Emily Rae Robles

the paradoxymoron

Book Review: The Book Thief

As an avid lover of the story form, I hate it when books are ruined for me in any way, even including the genre.  Nevertheless, I can’t resist sharing that The Book Thief, by Markus Zusak, is one of the saddest books I have read for quite a while.  Its unique narrative perspective combines with a moving account of life in Nazi Germany to create a powerful story about the strength of love.  The themes regarding the  nature of stories, life, and love are made even more effective by a most unusual narrator: Death.

The main character, also known as the book thief, is a young German girl named Liesel.  Her nickname, bestowed upon her both by Death and by her best friend Rudy, originates from the several books she steals over the years–some accidentally, others intentionally.  Because of her affinity for books, Liesel is able to build relationships with her foster father (with whom she spends a great deal of time reading,) her friend Rudy (with whom she steals some of the books,) the mayors wife (from whom she both steals and borrows,) and perhaps most importantly, a Jew named Max whom her family hides in their basement.  Through all of these people, but especially through her illegal friendship with a legally declared less-than-human, Liesel learns the power of love and the power of a story, an interesting moral to hear from the mouth of Death.

Zusak crafts a compelling tale that draws the reader close to the characters, making their pain even more deeply felt by the readers.  The narrative structure additionally tugs at the heartstrings because of Death’s unique way of communicating.  The story is not always told linearly; often details are given away before they actually occur.  Death also often interjects his own point of view into the story, creating a narrator who is omniscient in a truly superhuman meaning of the word.

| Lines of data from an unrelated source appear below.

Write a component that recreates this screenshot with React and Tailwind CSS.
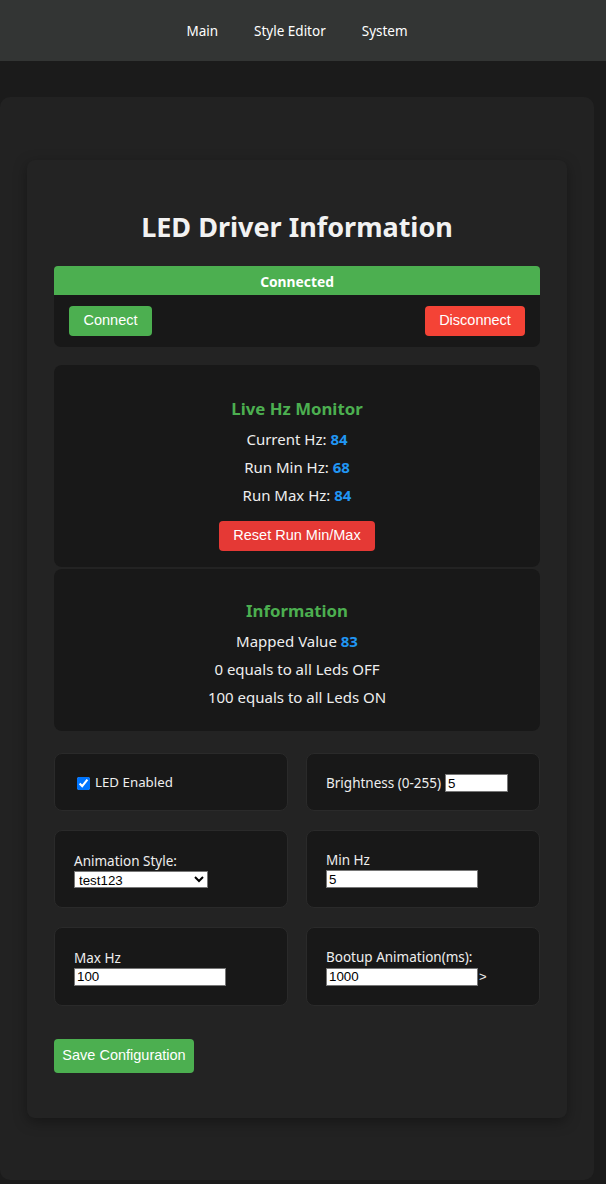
import React from "react";

const F = "font-['Noto_Sans','Open_Sans',sans-serif]";
const A = "font-['Liberation_Sans',Arial,sans-serif]";

function Card({ children, className = "" }) {
  return (
    <div className={"rounded-[8px] border border-[#2a2a2a] bg-[#181818] px-[19px] " + className}>
      {children}
    </div>
  );
}

function TextInput({ value, w }) {
  return (
    <input
      type="text"
      defaultValue={value}
      className={`${A} ${w} h-[18px] border border-[#767676] bg-white px-[2px] text-[13.33px] leading-none text-black outline-none`}
    />
  );
}

export default function App() {
  return (
    <div className={`${F} min-h-[1184px] bg-[#1b1b1b] text-[#eeeeee]`}>
      <nav className="flex h-[61px] items-center justify-center gap-[36px] bg-[#333534] pt-[2px] pr-[12px] text-[13.5px] text-white">
        <span>Main</span>
        <span>Style Editor</span>
        <span>System</span>
      </nav>
      <div className="pt-[36px] pb-[4px]">
        <div className="w-[594px] rounded-[10px] bg-[#222222] pt-[63px] pb-[62px]">
          <div className="mx-[27px] rounded-[8px] bg-[#232323] px-[27px] pt-[48px] pb-[45px] shadow-[0_4px_14px_rgba(0,0,0,0.35)]">
            <h1 className="text-center text-[27px] font-bold leading-[38px] text-[#f2f2f2]">
              LED Driver Information
            </h1>
            <div className="mt-[20px]">
              <div className="flex h-[29px] items-center justify-center rounded-t-[4px] bg-[#4caf50] pt-[3px] text-[13.8px] font-bold text-white">
                Connected
              </div>
              <div className="flex items-center justify-between rounded-b-[7px] bg-[#181818] px-[15px] py-[11px]">
                <button className={`${A} h-[30px] w-[83px] rounded-[4px] bg-[#4caf50] text-[14.5px] text-white`}>
                  Connect
                </button>
                <button className={`${A} h-[30px] w-[100px] rounded-[4px] bg-[#f44336] text-[14.5px] text-white`}>
                  Disconnect
                </button>
              </div>
            </div>

            <div className="mt-[18px] flex flex-col items-center rounded-[8px] bg-[#181818] pt-[32px] pb-[16px]">
              <div className="h-[24px] text-[16.8px] font-bold leading-[24px] text-[#4caf50]">Live Hz Monitor</div>
              <div className="mt-[4px] text-[15px] leading-[28px]">
                Current Hz: <span className="font-bold text-[#2196f3]">84</span>
              </div>
              <div className="text-[15px] leading-[28px]">
                Run Min Hz: <span className="font-bold text-[#2196f3]">68</span>
              </div>
              <div className="text-[15px] leading-[28px]">
                Run Max Hz: <span className="font-bold text-[#2196f3]">84</span>
              </div>
              <button className={`${A} mt-[12px] h-[30px] w-[156px] rounded-[4px] bg-[#e53935] text-[14.5px] text-white`}>
                Reset Run Min/Max
              </button>
            </div>

            <div className="mt-[2px] flex flex-col items-center rounded-[8px] bg-[#181818] pt-[30px] pb-[19px]">
              <div className="h-[24px] text-[16.8px] font-bold leading-[24px] text-[#4caf50]">Information</div>
              <div className="mt-[4px] text-[15px] leading-[28px]">
                Mapped Value <span className="font-bold text-[#2196f3]">83</span>
              </div>
              <div className="text-[15px] leading-[28px]">0 equals to all Leds OFF</div>
              <div className="text-[15px] leading-[29px]">100 equals to all Leds ON</div>
            </div>

            <div className="mt-[22px] grid grid-cols-2 gap-x-[18px] gap-y-[19px] text-[13.5px]">
              <Card className="flex h-[58px] items-center pt-[2px]">
                <input type="checkbox" defaultChecked className="ml-[3px] mr-[5px] h-[13px] w-[13px] accent-[#0075ff]" />
                <span className="text-[13.3px]">LED Enabled</span>
              </Card>
              <Card className="flex h-[58px] items-center pt-[2px]">
                <span className="mr-[4px]">Brightness (0-255)</span>
                <TextInput value="5" w="w-[63px]" />
              </Card>
              <Card className="flex h-[78px] flex-col justify-center">
                <div className="leading-[20px]">Animation Style:</div>
                <select
                  defaultValue="test123"
                  className={`${A} h-[17px] w-[134px] border border-[#767676] bg-white text-[13.33px] leading-none text-black`}
                >
                  <option value="test123">test123</option>
                </select>
              </Card>
              <Card className="flex h-[78px] flex-col justify-center">
                <div className="leading-[20px]">Min Hz</div>
                <TextInput value="5" w="w-[152px]" />
              </Card>
              <Card className="flex h-[79px] flex-col justify-center">
                <div className="leading-[20px]">Max Hz</div>
                <TextInput value="100" w="w-[152px]" />
              </Card>
              <Card className="flex h-[79px] flex-col justify-center">
                <div className="leading-[20px]">Bootup Animation(ms):</div>
                <div className="flex items-center">
                  <TextInput value="1000" w="w-[152px]" />
                  <span className={`${A} ml-[1px] text-[13px]`}>&gt;</span>
                </div>
              </Card>
            </div>

            <button className={`${A} mt-[33px] h-[34px] w-[140px] rounded-[4px] bg-[#4caf50] text-[14.5px] text-white`}>
              Save Configuration
            </button>
          </div>
        </div>
      </div>
    </div>
  );
}
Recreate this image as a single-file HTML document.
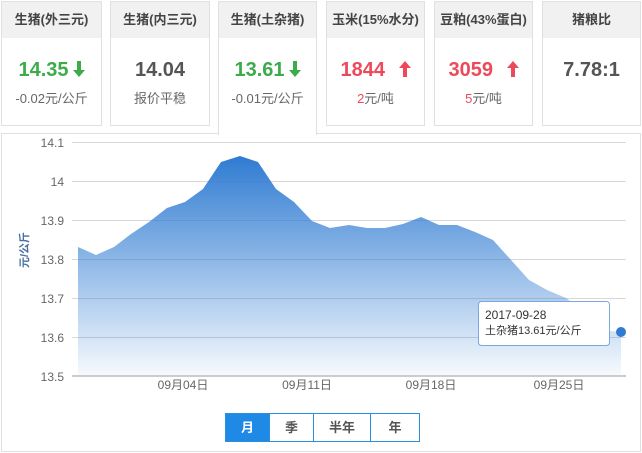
<!DOCTYPE html>
<html><head><meta charset="utf-8"><style>
body{margin:0;width:642px;height:453px;background:#fff;font-family:"Liberation Sans","Noto Sans CJK SC",sans-serif;position:relative;overflow:hidden}
.card{position:absolute;top:1px;height:123px;border:1px solid #e0e0e0;background:#fff;text-align:center}
.card .h{height:36px;background:#f1f1f1;line-height:36px;font-size:13px;font-weight:bold;color:#444}
.card .v{margin-top:20px;font-size:20px;font-weight:bold;line-height:24px}
.card .s{margin-top:6px;font-size:13px;color:#666}
.g{color:#3cab4a}.r{color:#ec4a5a}.d{color:#555}
.ar{display:inline-block;vertical-align:-1px;margin-left:4px}
.panel{position:absolute;left:1px;top:133px;width:638px;height:317px;border:1px solid #e0e0e0}
.btns{position:absolute;left:225px;top:413px;height:27px;border:1px solid #2b8fe0;display:flex;font-size:13px;font-weight:bold;color:#555}
.btns div{line-height:27px;text-align:center;border-left:1px solid #2b8fe0}
</style></head><body>
<div class="panel"></div>
<div class="card" style="left:1px;width:99px"><div class="h">生猪(外三元)</div><div class="v g">14.35<svg class="ar" width="12" height="16" viewBox="0 0 12 16"><path d="M4 0h4v9h4l-6 7-6-7h4z" fill="#3cab4a"/></svg></div><div class="s g">-0.02元/公斤</div></div>
<div class="card" style="left:110px;width:98px"><div class="h">生猪(内三元)</div><div class="v d">14.04</div><div class="s">报价平稳</div></div>
<div class="card" style="left:218px;width:97px;height:133px;border-bottom:none"><div class="h">生猪(土杂猪)</div><div class="v g">13.61<svg class="ar" width="12" height="16" viewBox="0 0 12 16"><path d="M4 0h4v9h4l-6 7-6-7h4z" fill="#3cab4a"/></svg></div><div class="s g">-0.01元/公斤</div></div>
<div class="card" style="left:326px;width:97px"><div class="h">玉米(15%水分)</div><div class="v r">1844 <svg class="ar" style="margin-left:8px" width="12" height="16" viewBox="0 0 12 16"><path d="M4 16h4v-9h4l-6-7-6 7h4z" fill="#ec4a5a"/></svg></div><div class="s"><span class="r">2</span>元/吨</div></div>
<div class="card" style="left:434px;width:97px"><div class="h">豆粕(43%蛋白)</div><div class="v r">3059 <svg class="ar" style="margin-left:8px" width="12" height="16" viewBox="0 0 12 16"><path d="M4 16h4v-9h4l-6-7-6 7h4z" fill="#ec4a5a"/></svg></div><div class="s"><span class="r">5</span>元/吨</div></div>
<div class="card" style="left:542px;width:97px"><div class="h">猪粮比</div><div class="v d">7.78:1</div></div>
<svg style="position:absolute;left:0;top:0" width="642" height="453">
<defs><linearGradient id="gr" x1="0" y1="0" x2="0" y2="1"><stop offset="0" stop-color="#2f7bd2"/><stop offset="1" stop-color="#2f7bd2" stop-opacity="0.04"/></linearGradient></defs>
<g stroke="#d8d8d8" stroke-width="1">
<line x1="72" x2="626" y1="142.5" y2="142.5"/><line x1="72" x2="626" y1="181.5" y2="181.5"/><line x1="72" x2="626" y1="220.5" y2="220.5"/><line x1="72" x2="626" y1="259.5" y2="259.5"/><line x1="72" x2="626" y1="298.5" y2="298.5"/><line x1="72" x2="626" y1="337.5" y2="337.5"/></g>
<path d="M78,247 L96,255 L114,247 L131,234 L149,222 L167,208 L185,202 L203,189 L221,162 L240,156 L258,162 L276,189 L294,202 L312,221 L330,228 L349,225 L367,228 L385,228 L403,224 L421,217 L439,225 L457,225 L475,232 L493,240 L511,260 L529,280 L547,290 L566,298 L590,316 L610,331 L621,332 L621,376 L78,376 Z" fill="url(#gr)"/>
<line x1="72" x2="626" y1="376" y2="376" stroke="#ccc" stroke-width="2"/>
<g font-size="12" fill="#666" text-anchor="end"><text x="64" y="147">14.1</text><text x="64" y="186">14</text><text x="64" y="225">13.9</text><text x="64" y="264">13.8</text><text x="64" y="303">13.7</text><text x="64" y="342">13.6</text><text x="64" y="381">13.5</text></g>
<g font-size="12" fill="#666" text-anchor="middle"><text x="183" y="389">09月04日</text><text x="307" y="389">09月11日</text><text x="431" y="389">09月18日</text><text x="559" y="389">09月25日</text></g>
<text x="28" y="250" font-size="11" fill="#4a6fa0" font-weight="bold" transform="rotate(-90 28 250)" text-anchor="middle">元/公斤</text>
<rect x="478.5" y="301.5" width="131" height="44" rx="3" fill="#fff" stroke="#7aa7de"/>
<text x="485" y="319" font-size="12" fill="#333">2017-09-28</text>
<text x="485" y="334" font-size="11" fill="#333">土杂猪13.61元/公斤</text>
<circle cx="621" cy="332" r="5" fill="#2f7bd2"/>
</svg>
<div class="btns"><div style="width:43px;border:none;background:#1e8ae6;color:#fff">月</div><div style="width:43px">季</div><div style="width:56px">半年</div><div style="width:48px">年</div></div>
</body></html>
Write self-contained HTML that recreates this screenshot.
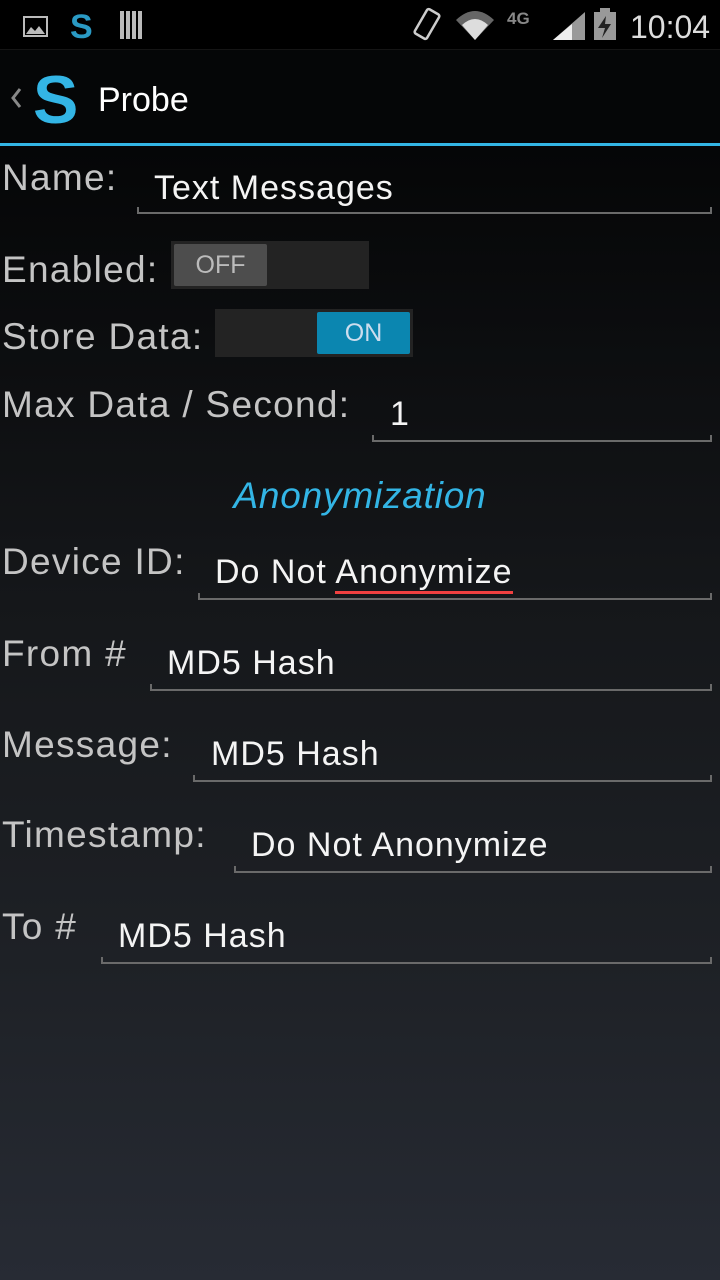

From beginning to end to middle, The Book Thief illuminates the beauty in life even in the midst of one of history’s most horrific times.  As Liesel and her family and friends demonstrate, it is the small but powerful connections between people that make life worth living–even Death agrees.  In this case, the connections are made not only through books, but through stories in general.  Liesel’s story is one of survival, in stark contrast to the underlying presence of Death.  As Death points out, it is the exceptions to his rule that he notices–and Liesel is definitely an exception.  However, it is also those who are not the exceptions but who succumb to the power of the narrator over the course of the story that the reader notices.  While the survivors pull at Death’s heartstrings (yes, as he points out, he has a heart,) even he notices the tragedies he brings on.

Despite the overwhelming presence of Death in The Book Thief, it is the life that is most memorable–the life of Liesel.  Her stories and the stories she affects will stay with the reader long after the book is completed.  The Book Thief is definitely a story that will steal your heart.